Short problem: Leaving the pictures aside, transcribe every line below exactly.

Material provided:
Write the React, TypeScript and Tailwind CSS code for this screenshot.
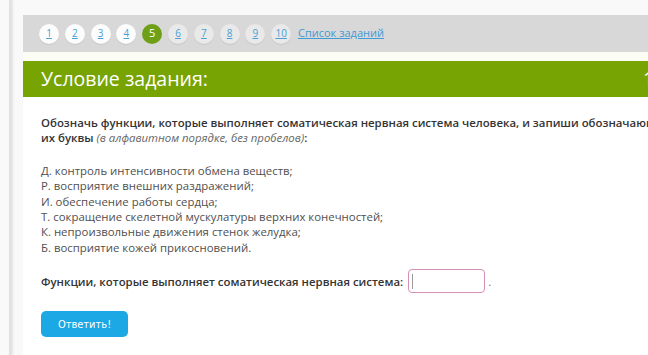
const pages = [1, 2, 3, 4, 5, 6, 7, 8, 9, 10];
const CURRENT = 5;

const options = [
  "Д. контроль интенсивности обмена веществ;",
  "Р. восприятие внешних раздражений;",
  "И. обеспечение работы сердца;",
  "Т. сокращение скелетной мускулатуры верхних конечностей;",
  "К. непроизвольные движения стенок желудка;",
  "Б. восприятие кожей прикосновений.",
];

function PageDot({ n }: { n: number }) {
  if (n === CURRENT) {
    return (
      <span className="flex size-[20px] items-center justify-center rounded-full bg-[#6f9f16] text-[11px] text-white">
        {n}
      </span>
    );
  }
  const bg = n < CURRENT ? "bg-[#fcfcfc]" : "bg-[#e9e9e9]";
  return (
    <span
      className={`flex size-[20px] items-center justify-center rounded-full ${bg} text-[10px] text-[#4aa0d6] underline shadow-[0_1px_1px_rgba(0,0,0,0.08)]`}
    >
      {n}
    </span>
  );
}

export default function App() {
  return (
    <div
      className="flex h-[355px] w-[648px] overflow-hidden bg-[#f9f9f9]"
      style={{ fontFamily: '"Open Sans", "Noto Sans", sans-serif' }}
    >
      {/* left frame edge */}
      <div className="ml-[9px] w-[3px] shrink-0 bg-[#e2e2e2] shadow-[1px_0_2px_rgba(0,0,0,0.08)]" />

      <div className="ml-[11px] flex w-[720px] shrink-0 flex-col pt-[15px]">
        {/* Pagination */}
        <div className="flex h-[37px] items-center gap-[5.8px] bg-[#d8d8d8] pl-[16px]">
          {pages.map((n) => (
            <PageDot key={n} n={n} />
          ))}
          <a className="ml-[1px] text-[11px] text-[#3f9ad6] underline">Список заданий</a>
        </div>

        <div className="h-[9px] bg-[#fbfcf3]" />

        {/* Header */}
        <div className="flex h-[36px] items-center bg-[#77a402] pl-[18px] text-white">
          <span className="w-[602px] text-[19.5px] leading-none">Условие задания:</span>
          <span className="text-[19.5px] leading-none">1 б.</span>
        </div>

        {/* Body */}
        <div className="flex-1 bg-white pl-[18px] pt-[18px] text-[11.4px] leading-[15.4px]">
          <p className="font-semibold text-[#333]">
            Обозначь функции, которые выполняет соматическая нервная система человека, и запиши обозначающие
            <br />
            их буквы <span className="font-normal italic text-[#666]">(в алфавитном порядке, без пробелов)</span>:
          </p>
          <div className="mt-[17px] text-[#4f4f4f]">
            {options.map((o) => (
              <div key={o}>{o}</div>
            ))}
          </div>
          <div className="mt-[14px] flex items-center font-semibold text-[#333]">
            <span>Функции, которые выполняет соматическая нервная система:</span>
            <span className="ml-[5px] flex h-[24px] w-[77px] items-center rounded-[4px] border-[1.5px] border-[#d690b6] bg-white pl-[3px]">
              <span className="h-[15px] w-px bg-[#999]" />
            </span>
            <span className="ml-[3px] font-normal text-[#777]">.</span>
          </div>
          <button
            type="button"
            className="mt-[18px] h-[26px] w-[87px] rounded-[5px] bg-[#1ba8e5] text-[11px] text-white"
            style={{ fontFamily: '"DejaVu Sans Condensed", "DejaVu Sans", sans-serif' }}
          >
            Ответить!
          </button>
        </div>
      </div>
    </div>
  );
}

Right answer:
Write the React, TypeScript and Tailwind CSS code for this screenshot.
const pages = [1, 2, 3, 4, 5, 6, 7, 8, 9, 10];
const CURRENT = 5;

const options = [
  "Д. контроль интенсивности обмена веществ;",
  "Р. восприятие внешних раздражений;",
  "И. обеспечение работы сердца;",
  "Т. сокращение скелетной мускулатуры верхних конечностей;",
  "К. непроизвольные движения стенок желудка;",
  "Б. восприятие кожей прикосновений.",
];

function PageDot({ n }: { n: number }) {
  if (n === CURRENT) {
    return (
      <span className="flex size-[20px] items-center justify-center rounded-full bg-[#6f9f16] text-[11px] text-white">
        {n}
      </span>
    );
  }
  const bg = n < CURRENT ? "bg-[#fcfcfc]" : "bg-[#e9e9e9]";
  return (
    <span
      className={`flex size-[20px] items-center justify-center rounded-full ${bg} text-[10px] text-[#4aa0d6] underline shadow-[0_1px_1px_rgba(0,0,0,0.08)]`}
    >
      {n}
    </span>
  );
}

export default function App() {
  return (
    <div
      className="flex h-[355px] w-[648px] overflow-hidden bg-[#f9f9f9]"
      style={{ fontFamily: '"Open Sans", "Noto Sans", sans-serif' }}
    >
      {/* left frame edge */}
      <div className="ml-[9px] w-[3px] shrink-0 bg-[#e2e2e2] shadow-[1px_0_2px_rgba(0,0,0,0.08)]" />

      <div className="ml-[11px] flex w-[720px] shrink-0 flex-col pt-[15px]">
        {/* Pagination */}
        <div className="flex h-[37px] items-center gap-[5.8px] bg-[#d8d8d8] pl-[16px]">
          {pages.map((n) => (
            <PageDot key={n} n={n} />
          ))}
          <a className="ml-[1px] text-[11px] text-[#3f9ad6] underline">Список заданий</a>
        </div>

        <div className="h-[9px] bg-[#fbfcf3]" />

        {/* Header */}
        <div className="flex h-[36px] items-center bg-[#77a402] pl-[18px] text-white">
          <span className="w-[602px] text-[19.5px] leading-none">Условие задания:</span>
          <span className="text-[19.5px] leading-none">1 б.</span>
        </div>

        {/* Body */}
        <div className="flex-1 bg-white pl-[18px] pt-[18px] text-[11.4px] leading-[15.4px]">
          <p className="font-semibold text-[#333]">
            Обозначь функции, которые выполняет соматическая нервная система человека, и запиши обозначающие
            <br />
            их буквы <span className="font-normal italic text-[#666]">(в алфавитном порядке, без пробелов)</span>:
          </p>
          <div className="mt-[17px] text-[#4f4f4f]">
            {options.map((o) => (
              <div key={o}>{o}</div>
            ))}
          </div>
          <div className="mt-[14px] flex items-center font-semibold text-[#333]">
            <span>Функции, которые выполняет соматическая нервная система:</span>
            <span className="ml-[5px] flex h-[24px] w-[77px] items-center rounded-[4px] border-[1.5px] border-[#d690b6] bg-white pl-[3px]">
              <span className="h-[15px] w-px bg-[#999]" />
            </span>
            <span className="ml-[3px] font-normal text-[#777]">.</span>
          </div>
          <button
            type="button"
            className="mt-[18px] h-[26px] w-[87px] rounded-[5px] bg-[#1ba8e5] text-[11px] text-white"
            style={{ fontFamily: '"DejaVu Sans Condensed", "DejaVu Sans", sans-serif' }}
          >
            Ответить!
          </button>
        </div>
      </div>
    </div>
  );
}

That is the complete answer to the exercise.